Admissions to the master’s program is administered by the department’s Master’s Admissions Committee.

The MSFE Graduate Program Coordinator also plays a vital role in the program, serving as a key link between master’s students and faculty. The MSFE program coordinator is the student’s primary source of information about program policies and procedures and is also the central administrator of program procedures. The MSFE program coordinator performs these roles in consultation with the DMSFE and the MSFE committee.

If you need further clarification on any policies or procedures, contact the MSFE program coordinator, who can advise on issues including satisfactory academic progress, academic deadlines, graduation completion, program-related forms, advising/course holds and permissions, and course offerings.

Intellectual Property

Graduate students should seek to understand their rights and obligations related to intellectual property, including how patents and copyrights protect their work and when invention disclosure policies apply.  This is especially important if there are special considerations related to external funding sources.

Faculty should discuss these topics with graduate students, making IP education part of their research culture.  Graduate programs should keep abreast of educational opportunities on the topic of intellectual property and inform their graduate students and faculty about these.

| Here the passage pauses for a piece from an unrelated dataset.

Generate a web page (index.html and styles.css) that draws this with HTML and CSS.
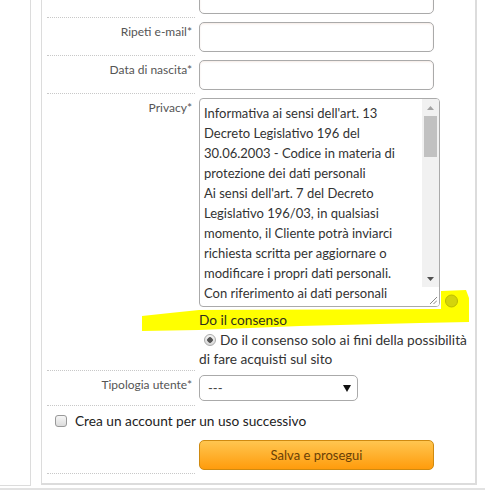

The primary campus resource for intellectual property policy and information is the Office of the Vice Chancellor for Research and Graduate Education’s website,

Program Diversity, Equity, and Inclusion Efforts

In alignment with the College of Letters and Science and Wisconsin School of Business commitment to diversity, the MSFE program faculty and staff are committed to program diversity, equity, and inclusion.  The program curriculum strives to ensure that students can demonstrate professional communications, teamwork, and are aware of culture competencies. Students will be supported in the achievement of inclusive excellence through readings and activities in the classroom. The program focuses on providing a supportive and inclusive environment while continually exploring new ways to incorporate issues of diversity and inclusion into the curriculum, faculty recruitment, and the overall student experience.

Students with concerns should contact the MSFE program coordinator and/or Director of the MSFE program.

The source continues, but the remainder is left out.